Of course, Trump’s lawyers also appear to be unable to keep him from speaking publicly about the Manhattan charges. Those public statements, outside of a courtroom, can be used against him too.
The documents produced by Trump’s team in the Manhattan case can be obtained and used by prosecutors elsewhere. The legal positions he takes can preclude him from taking the opposite position elsewhere. A judge would be far less likely to take Trump’s position seriously in a subsequent case if he had taken a contradictory position earlier. The witnesses who testify on his behalf will never surprise another prosecutor again with their presence or their testimony.
When I was a federal prosecutor, the defense attorneys who gave me the most trouble were nimble and aggressive, hitting me with arguments and evidence that I did not expect. But it’s difficult to be nimble or aggressive when you have to consider how each word you say and action you take impacts multiple other cases that have been or could be brought against your client. That is the unenviable position that Trump’s attorneys find themselves in.
To be clear, Trump is not going to prison simply because multiple prosecutors might indict him simultaneously. Facts matter, of course, and defendants have tools they can use to manage this difficult situation. Trump’s team could try to employ a strategy used by the attorneys for the late Alaska Sen. Ted Stevens, who requested a speedy trial in his corruption case and won an acquittal.
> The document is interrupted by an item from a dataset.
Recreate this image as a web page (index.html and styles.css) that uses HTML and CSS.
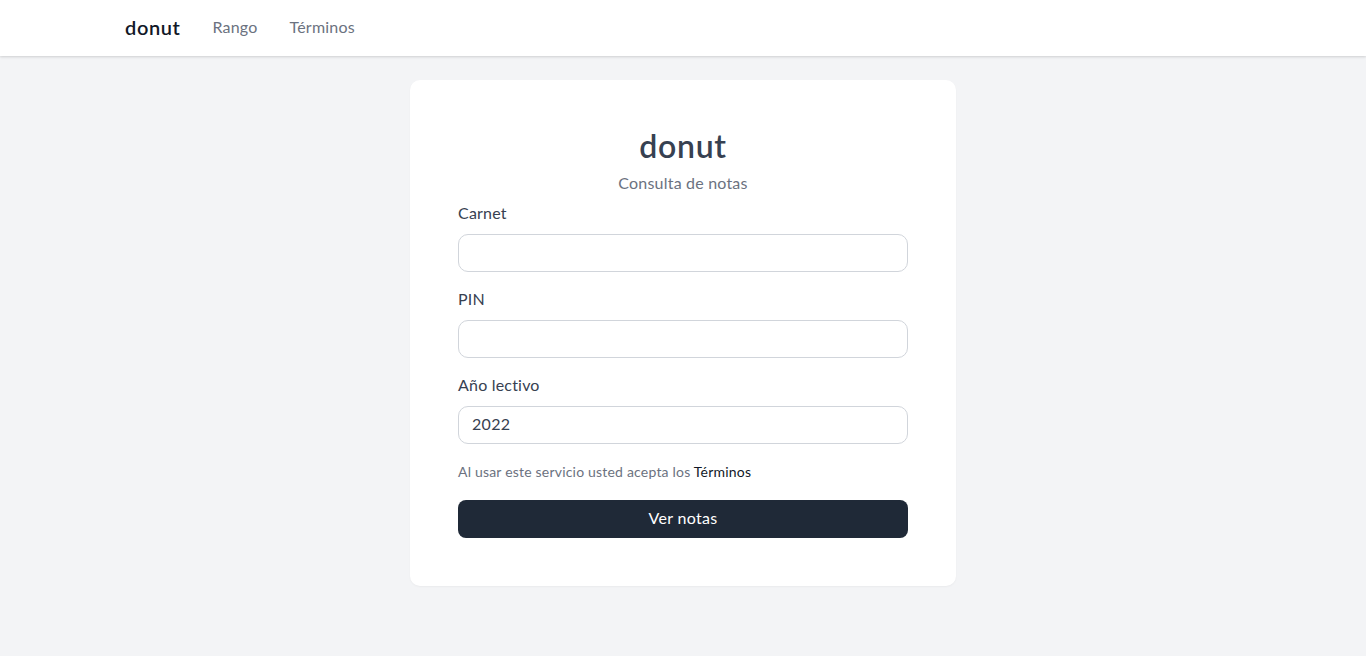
FILE: index.html
```html
<!DOCTYPE html>
<html lang="es">
<head>
<meta charset="utf-8">
<title>donut</title>
<link rel="stylesheet" href="styles.css">
</head>
<body>
<header class="navbar">
  <nav class="nav-inner">
    <a class="brand" href="#">donut</a>
    <a class="nav-link" href="#">Rango</a>
    <a class="nav-link" href="#">Términos</a>
  </nav>
</header>
<main class="main">
  <form class="card">
    <h1 class="title">donut</h1>
    <p class="subtitle">Consulta de notas</p>
    <label class="label" for="carnet">Carnet</label>
    <input class="input" id="carnet" type="text">
    <label class="label" for="pin">PIN</label>
    <input class="input" id="pin" type="password">
    <label class="label" for="anio">Año lectivo</label>
    <input class="input" id="anio" type="text" value="2022">
    <p class="terms">Al usar este servicio usted acepta los <a href="#">Términos</a></p>
    <button class="btn" type="button">Ver notas</button>
  </form>
</main>
</body>
</html>
```
FILE: styles.css
```css
* { box-sizing: border-box; }
html, body { margin: 0; padding: 0; }
body {
  font-family: "Lato", "Noto Sans", sans-serif;
  background: #f3f4f6;
  color: #374151;
  min-height: 656px;
  letter-spacing: 0.2px;
}
.navbar {
  height: 56px;
  background: #fff;
  box-shadow: 0 1px 3px rgba(0,0,0,0.1), 0 1px 2px rgba(0,0,0,0.06);
}
.nav-inner {
  height: 56px;
  display: flex;
  align-items: center;
  padding-left: 125px;
  padding-bottom: 3px;
  gap: 32px;
}
.brand {
  font-size: 20px;
  font-weight: 600;
  letter-spacing: 0.6px;
  color: #111827;
  text-decoration: none;
}
.nav-link {
  font-size: 16px;
  color: #6b7280;
  text-decoration: none;
}
.main {
  display: flex;
  justify-content: center;
  padding-top: 24px;
}
.card {
  width: 546px;
  background: #fff;
  border-radius: 10px;
  padding: 48px;
  display: flex;
  flex-direction: column;
  box-shadow: 0 1px 2px rgba(0,0,0,0.04);
}
.title {
  margin: -2px 0 2px;
  font-size: 32px;
  line-height: 40px;
  font-weight: 600;
  letter-spacing: 0.7px;
  text-align: center;
  color: #374151;
}
.subtitle {
  margin: 4px 0 5px;
  font-size: 16px;
  line-height: 22px;
  padding-bottom: 2px;
  text-align: center;
  color: #6b7280;
}
.label {
  font-size: 16px;
  line-height: 24px;
  color: #374151;
  margin-bottom: 9px;
}
.input {
  height: 38px;
  width: 100%;
  border: 1px solid #d1d5db;
  border-radius: 10px;
  padding: 0 13px 3px;
  font-family: inherit;
  font-size: 16px;
  letter-spacing: 0.3px;
  color: #374151;
  background: #fff;
  margin-bottom: 15px;
}
.terms {
  margin: 3px 0 18px;
  font-size: 14px;
  line-height: 20px;
  color: #6b7280;
}
.terms a {
  color: #111827;
  text-decoration: none;
}
.btn {
  height: 38px;
  width: 100%;
  border: none;
  border-radius: 8px;
  background: #1f2937;
  color: #fff;
  font-family: inherit;
  font-size: 16px;
  letter-spacing: 0.3px;
  padding-bottom: 5px;
  cursor: pointer;
}
```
But there was only one case against Stevens and it was weak from the start. (A subsequent investigation revealed that federal prosecutors withheld evidence beneficial to Stevens.)
Trump and his team can take solace that the first prosecutor up to the plate has a relatively weak case, but no one with experience handling multiple cases at once would argue that Thursday was a good day for Team Trump. They face the prospect of a multi-front war and they may not have the luxury of fighting one battle at a time.